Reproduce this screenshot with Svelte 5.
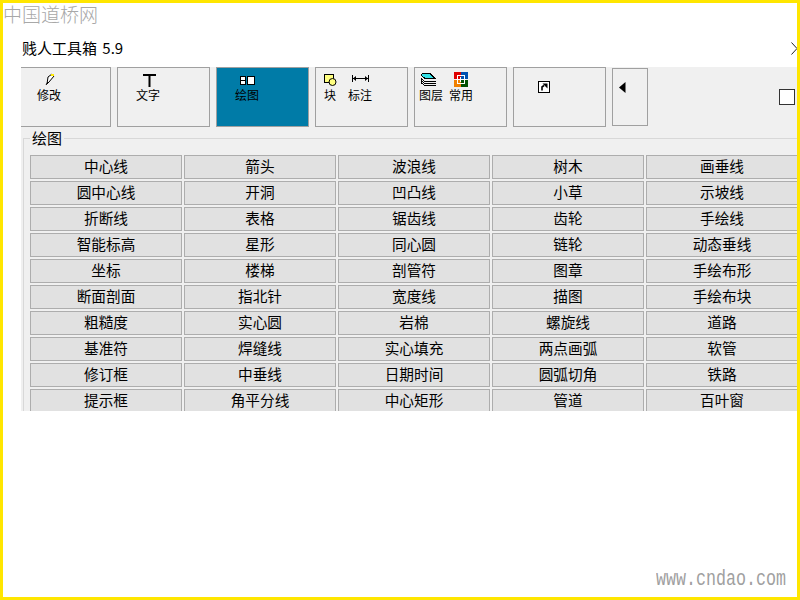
<script>
  const rows = [
    ['中心线', '箭头', '波浪线', '树木', '画垂线'],
    ['圆中心线', '开洞', '凹凸线', '小草', '示坡线'],
    ['折断线', '表格', '锯齿线', '齿轮', '手绘线'],
    ['智能标高', '星形', '同心圆', '链轮', '动态垂线'],
    ['坐标', '楼梯', '剖管符', '图章', '手绘布形'],
    ['断面剖面', '指北针', '宽度线', '描图', '手绘布块'],
    ['粗糙度', '实心圆', '岩棉', '螺旋线', '道路'],
    ['基准符', '焊缝线', '实心填充', '两点画弧', '软管'],
    ['修订框', '中垂线', '日期时间', '圆弧切角', '铁路'],
    ['提示框', '角平分线', '中心矩形', '管道', '百叶窗']
  ];
  const labels = rows.flat();
</script>

<div class="frame">
  <div class="mark-top">中国道桥网</div>

  <header class="titlebar">
    <span class="title">贱人工具箱 5.9</span>
    <svg class="close" width="6" height="13" viewBox="0 0 6 13">
      <path d="M0.5 0.5 L6 6.5 L0.5 12.5" fill="none" stroke="#222" stroke-width="1" />
    </svg>
  </header>

  <main class="panel">
    <div class="toolbar">
      <button class="tool first">
        <span class="item">
          <svg class="icon" width="15" height="15" viewBox="0 0 15 15">
            <path d="M5 12 L6 5 L10 2 L12 4 L7 10 Z" fill="#fff" stroke="#000" />
            <rect x="9" y="2" width="3" height="2" fill="#ffea00" />
            <path d="M4 13 L6 10" stroke="#000" />
          </svg>
          修改
        </span>
      </button>

      <button class="tool">
        <span class="item">
          <svg class="icon shift-t" width="15" height="15" viewBox="0 0 15 15">
            <path d="M1 3 H14 M7.5 3 V15" fill="none" stroke="#000" stroke-width="2" />
          </svg>
          文字
        </span>
      </button>

      <button class="tool active">
        <span class="item">
          <svg class="icon" width="15" height="15" viewBox="0 0 15 15" shape-rendering="crispEdges">
            <rect x="0.5" y="4.5" width="5" height="8" fill="#fff" stroke="#000" />
            <path d="M0 8.5 H6" stroke="#000" />
            <rect x="7.5" y="4.5" width="7" height="8" fill="#fff" stroke="#000" />
          </svg>
          绘图
        </span>
      </button>

      <button class="tool pair block">
        <span class="item">
          <svg class="icon" width="15" height="15" viewBox="0 0 15 15">
            <rect x="1.5" y="2.5" width="9" height="8" fill="#ffff80" stroke="#000" />
            <circle cx="9.5" cy="10" r="3.5" fill="#ffff80" stroke="#000" />
          </svg>
          块
        </span>
        <span class="item">
          <svg class="icon" width="17" height="15" viewBox="0 0 17 15">
            <path d="M0.5 3 V10 M16.5 3 V10 M1 6.5 H16" stroke="#000" fill="none" />
            <path d="M1 6.5 L4 4 V9 Z M16 6.5 L13 4 V9 Z" fill="#000" />
          </svg>
          标注
        </span>
      </button>

      <button class="tool pair layer">
        <span class="item">
          <svg class="icon shift-layer" width="17" height="15" viewBox="0 0 17 15" shape-rendering="crispEdges">
            <path d="M1 6.5 L5 9.5 H16 M1 8.5 L5 11.5 H16 M1 10.5 L5 13.5 H16" fill="none" stroke="#000" />
            <path d="M1 3 L3 1.5 H10 L15 6.5 H5 Z" fill="#33e0e6" stroke="#000" stroke-width="1" />
          </svg>
          图层
        </span>
        <span class="item">
          <svg class="icon" width="14" height="15" viewBox="0 0 14 15" shape-rendering="crispEdges">
            <rect x="0" y="0" width="7" height="7" fill="#e00000" />
            <rect x="7" y="0" width="7" height="7" fill="#0050b0" />
            <rect x="0" y="8" width="7" height="7" fill="#f08000" />
            <rect x="7" y="8" width="7" height="7" fill="#005000" />
            <path d="M3.5 3.5 H10.5 V11.5 H3.5 Z M6.5 5 V10 M2 7.5 H12" fill="none" stroke="#fff" />
          </svg>
          常用
        </span>
      </button>

      <button class="tool shortcut">
        <svg width="12" height="12" viewBox="0 0 12 12">
          <rect x="0.5" y="0.5" width="11" height="11" fill="#fff" stroke="#000" />
          <path d="M4 9.5 V6 L6 4.5" fill="none" stroke="#000" stroke-width="1.6" />
          <path d="M4.5 2.5 H9.5 V7.5 Z" fill="#000" />
        </svg>
      </button>

      <button class="tool back">
        <svg width="7" height="11" viewBox="0 0 7 11">
          <path d="M6.5 0 V11 L0 5.5 Z" fill="#000" />
        </svg>
      </button>

      <input class="check" type="checkbox" />
    </div>

    <fieldset class="group">
      <legend>绘图</legend>
      <div class="grid">
        {#each labels as label}
          <button class="cmd">{label}</button>
        {/each}
      </div>
    </fieldset>
  </main>

  <div class="mark-bottom">www.cndao.com</div>
</div>

<style>
  :global(body) {
    margin: 0;
    background: #fff;
  }

  .frame {
    position: relative;
    box-sizing: border-box;
    width: 800px;
    height: 600px;
    border: 3px solid #ffe600;
    background: #fff;
    overflow: hidden;
    font-family: "Noto Sans CJK SC", "Liberation Sans", sans-serif;
    color: #000;
  }

  .mark-top {
    position: absolute;
    left: 0;
    top: 0;
    font-family: "Noto Sans CJK SC", sans-serif;
    font-size: 19px;
    line-height: 22px;
    font-weight: 300;
    color: #a8a8a8;
  }

  .mark-bottom {
    position: absolute;
    left: 653px;
    top: 565px;
    font-family: "Liberation Mono", monospace;
    font-size: 16.67px;
    line-height: 24px;
    color: #a0a0a0;
    transform: scaleY(1.35);
  }

  .titlebar {
    box-sizing: border-box;
    height: 64px;
    padding: 35px 0 0 19px;
    display: flex;
    justify-content: space-between;
    align-items: flex-start;
  }

  .title {
    font-size: 15px;
    line-height: 20px;
    word-spacing: 2px;
  }

  .close {
    margin-top: 4px;
  }

  .panel {
    margin-left: 18px;
    height: 344px;
    background: #f0f0f0;
    overflow: hidden;
  }

  .toolbar {
    display: flex;
    gap: 6px;
    height: 61px;
    align-items: flex-start;
  }

  .tool {
    box-sizing: border-box;
    width: 93px;
    height: 60px;
    padding: 4px 0 0 18px;
    border: 1px solid #a0a0a0;
    border-radius: 0;
    background: #f0f0f0;
    display: flex;
    align-items: flex-start;
    font: inherit;
    font-size: 12px;
    line-height: 16px;
    color: #000;
  }

  .tool.first {
    width: 90px;
    padding-left: 16px;
    border-left: none;
  }

  .tool.active {
    background: #007ba7;
  }

  .tool.pair {
    gap: 6px;
  }

  .tool.block {
    padding-left: 2px;
  }

  .tool.layer {
    padding-left: 4px;
  }

  .tool.shortcut {
    padding: 13px 0 0 24px;
  }

  .tool.back {
    width: 36px;
    height: 58px;
    margin-top: 1px;
    padding: 13px 0 0 6px;
  }

  .item {
    width: 24px;
    display: flex;
    flex-direction: column;
    align-items: center;
    white-space: nowrap;
  }

  .icon {
    display: block;
  }

  .shift-t {
    margin-left: 2px;
  }

  .shift-layer {
    margin-right: 6px;
  }

  .check {
    appearance: none;
    box-sizing: border-box;
    width: 16px;
    height: 16px;
    margin: 22px 2px 0 auto;
    border: 1px solid #333;
    background: #fff;
  }

  .group {
    box-sizing: border-box;
    margin: 0 0 0 2px;
    padding: 7px 0 0 6px;
    border: none;
    border-top: 1px solid #d8d8d8;
    border-left: 1px solid #d8d8d8;
    min-width: 0;
  }

  legend {
    padding: 0 2px;
    font-size: 15px;
    line-height: 20px;
  }

  .grid {
    display: grid;
    grid-template-columns: repeat(5, 152px);
    grid-auto-rows: 24px;
    gap: 2px;
  }

  .cmd {
    box-sizing: border-box;
    padding: 0 0 3px;
    border: 1px solid #adadad;
    border-radius: 0;
    background: #e1e1e1;
    font: inherit;
    font-size: 14.67px;
    line-height: 19px;
    color: #000;
    text-align: center;
  }
</style>
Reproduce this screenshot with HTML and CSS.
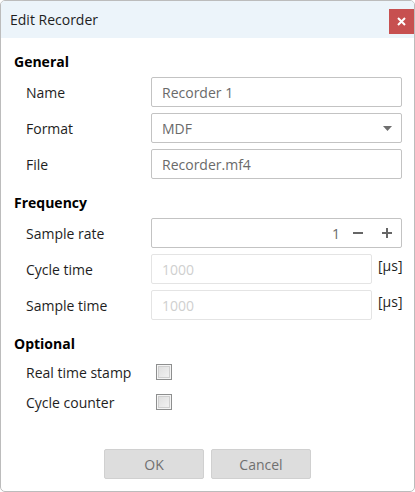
FILE: index.html
```html
<!DOCTYPE html>
<html>
<head>
<meta charset="utf-8">
<link rel="stylesheet" href="styles.css">
</head>
<body>
<div class="dialog">
  <div class="titlebar">
    <span class="title">Edit Recorder</span>
    <button class="close" aria-label="Close">
      <svg width="9" height="9" viewBox="0 0 9 9"><path d="M1 1L8 8M8 1L1 8" stroke="#fff" stroke-width="2" fill="none"/></svg>
    </button>
  </div>
  <div class="content">
    <div class="heading">General</div>
    <div class="rows">
      <div class="row"><span class="label">Name</span><div class="field"><span class="value">Recorder 1</span></div></div>
      <div class="row"><span class="label">Format</span><div class="field select"><span class="value">MDF</span>
        <svg class="arrow" width="9" height="5" viewBox="0 0 9 5"><path d="M0 0H9L4.5 5Z" fill="#6e6e6e"/></svg></div></div>
      <div class="row"><span class="label">File</span><div class="field"><span class="value">Recorder.mf4</span></div></div>
    </div>
    <div class="heading">Frequency</div>
    <div class="rows">
      <div class="row"><span class="label">Sample rate</span><div class="field spin"><span class="value num">1</span>
        <svg class="sbtn minus" width="12" height="12" viewBox="0 0 12 12"><rect x="1" y="5" width="10" height="2" fill="#666"/></svg>
        <svg class="sbtn plus" width="12" height="12" viewBox="0 0 12 12"><rect x="1" y="5" width="10" height="2" fill="#666"/><rect x="5" y="1" width="2" height="10" fill="#666"/></svg>
      </div></div>
      <div class="row"><span class="label">Cycle time</span><div class="field disabled"><span class="value">1000</span></div><span class="unit">[µs]</span></div>
      <div class="row"><span class="label">Sample time</span><div class="field disabled"><span class="value">1000</span></div><span class="unit">[µs]</span></div>
    </div>
    <div class="heading opt">Optional</div>
    <div class="checks">
      <div class="crow"><span class="label">Real time stamp</span><span class="checkbox"></span></div>
      <div class="crow"><span class="label">Cycle counter</span><span class="checkbox"></span></div>
    </div>
  </div>
  <div class="footer">
    <button class="btn">OK</button>
    <button class="btn">Cancel</button>
  </div>
</div>
</body>
</html>
```
FILE: styles.css
```css
* { box-sizing: border-box; }
html, body { margin: 0; padding: 0; background: #fff; }
body { font-family: "Segoe UI", "Open Sans", "Noto Sans", sans-serif; font-size: 14px; color: #1e1e1e; }
.dialog {
  width: 415px; height: 492px;
  border: 1px solid #bcbcbc; border-radius: 5px;
  display: flex; flex-direction: column;
  overflow: hidden;
}
.titlebar {
  height: 37px; flex: none;
  background: #ecf4fa;
  display: flex; justify-content: space-between; align-items: flex-start;
  padding-left: 9px;
}
.title { line-height: 37px; font-size: 14px; color: #1e1e1e; }
.close {
  margin-top: 8px; width: 25px; height: 25px; border: none; padding: 0;
  background: #c75050; display: flex; align-items: center; justify-content: center;
}
.content { padding: 14px 12px 0 13px; }
.heading { font-weight: 700; line-height: 20px; height: 20px; margin-bottom: 5px; color: #000; }
.heading.opt { margin-top: 1px; margin-bottom: 3px; }
.rows { display: flex; flex-direction: column; gap: 6px; margin-bottom: 14px; }
.row { display: flex; align-items: center; height: 30px; }
.label { width: 125px; flex: none; margin-left: 12px; color: #1e1e1e; }
.field {
  flex: 1; height: 30px; border: 1px solid #c3c3c3; border-radius: 2px;
  display: flex; align-items: center; padding: 0 10px; color: #6a6a6a;
}
.select { justify-content: space-between; padding-right: 9px; }
.spin { padding-right: 8px; }
.spin .num { margin-left: auto; }
.sbtn { flex: none; }
.minus { margin-left: 12px; }
.plus { margin-left: 17px; }
.disabled { flex: none; width: 221px; border-color: #e4e4e4; color: #cfcfcf; }
.unit { margin-left: 6px; align-self: flex-start; line-height: 24px; color: #1e1e1e; }
.checks { display: flex; flex-direction: column; }
.crow { display: flex; align-items: center; height: 30px; }
.crow .label { width: 130px; }
.checkbox {
  width: 16px; height: 16px; border: 1px solid #8e8f8f;
  background: linear-gradient(135deg, #dcdcdc, #f4f4f4);
  box-shadow: inset 0 0 0 1px #f4f4f4, inset 0 0 0 2px #cfcfcf;
}
.footer {
  margin-top: auto; display: flex; justify-content: center; gap: 7px;
  padding-bottom: 12px;
}
.btn {
  width: 100px; height: 30px; background: #dddddd; border: 1px solid #d0d0d0;
  border-radius: 2px; font-family: inherit; font-size: 14px; color: #707070;
}
```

☆ ☆ ☆

Which lines include the word "with"? List them all.

• Answer below:
Reproduce this screenshot with Svelte 5.
Reproduce this screenshot with HTML and CSS.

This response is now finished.